Evaluating Trig Functions w/ Unit Circle Degrees & Radians

Evaluating Trig Functions w/ Unit Circle Degrees & Radians

BAM!!! Mr. Tarrou. Ok, we are going to revisit
that unit circle and start evaluating some trig functions that we can figure out. 16
of the basic trig functions…well there is 6 trig functions and 16 angles and use these
to in cooperation to answer some questions, to set up some trig values and keep them in
exact form. We don’t need to use a calculator and most of your Precalculus and trig teachers
should not be allowing you to use your calculators on these questions. Because, you know, we
don’t want just a decimal you get punched out of a calculator. That is not going to
show us that you know this and understand this unit circle. So any trig or precalculus
question that is based off or uses one of these 16 angles, or some half and double angles
which we will learn those identities, but right now we are just using these 16 angels,
they should be left in exact form. That means no decimal numbers like umm.. Like if the
answer is square root of two, leave it as square root of two. Don’t make it 1.datta
datta datta with all the decimals. We have got… When you set up your unit circle don’t
forget that you count all the way around by thirty degrees and then all the way around
using 45 degrees. Or if you are doing radians, count by pi over 6 and then pi over 4. That
will give you all sixteen angles that you need for the unit circle. Also remember that
besides all the quadrantal angles that we just identify easily as moving to the right
or left one unit or up or down one unit from the origin. We do not need a triangle, nor
can we set up a triangle, for those four angles. The only angles that we can set up triangles
for are the 12 angles, each of which you find three in each quadrant. There is only two
triangles making up this entire unit circle. The 60-30-90 triangle and the 45-45-90 triangle.
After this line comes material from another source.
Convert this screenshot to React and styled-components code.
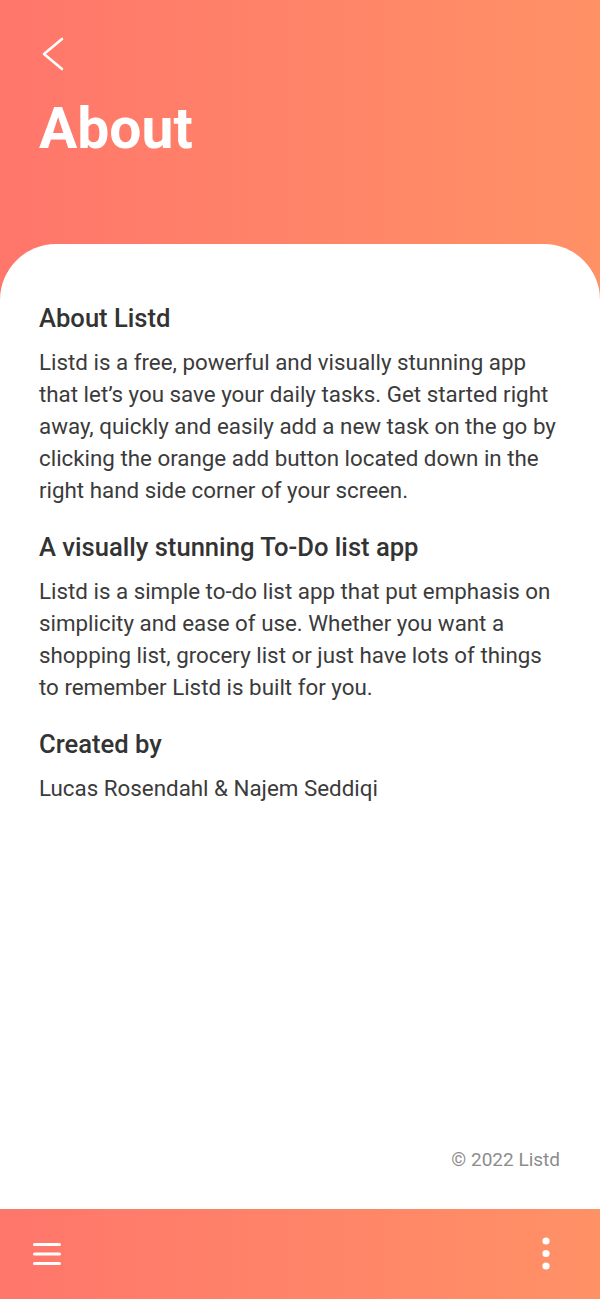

That is why you see all these repeating coordinates and why look so familiar. The only difference
is, as we can see in these orange and yellow one, in quadrant both the x and the y are
both positive and in quadrant four where we have rotated 330 degrees or 11pi/6 radians
we are using the same 30-60 triangle. But, since we are down in quadrant four the y value
is negative and the thus the same triangle can set up not just two but four different
angles. Ok, let’s move on to evaluating some of these trig functions. The sine of theta
is y over r. The cosine of theta is x over r. The tangent of theta is y over x….and
so on. I am sure you can read the rest of these. Please note that in a trig function
you put in an amount of rotation, either degrees or radians, and you get out the sides of a
triangle. Ok, so in an angle and out a triangle with your six trig functions. Let’s evaluate
a couple. So let’s say that we have the cosine of pi over 3. We have to remember soon that
pi over 3 is 60 degrees. You will also need to remember that…sorry. I forgot one thing.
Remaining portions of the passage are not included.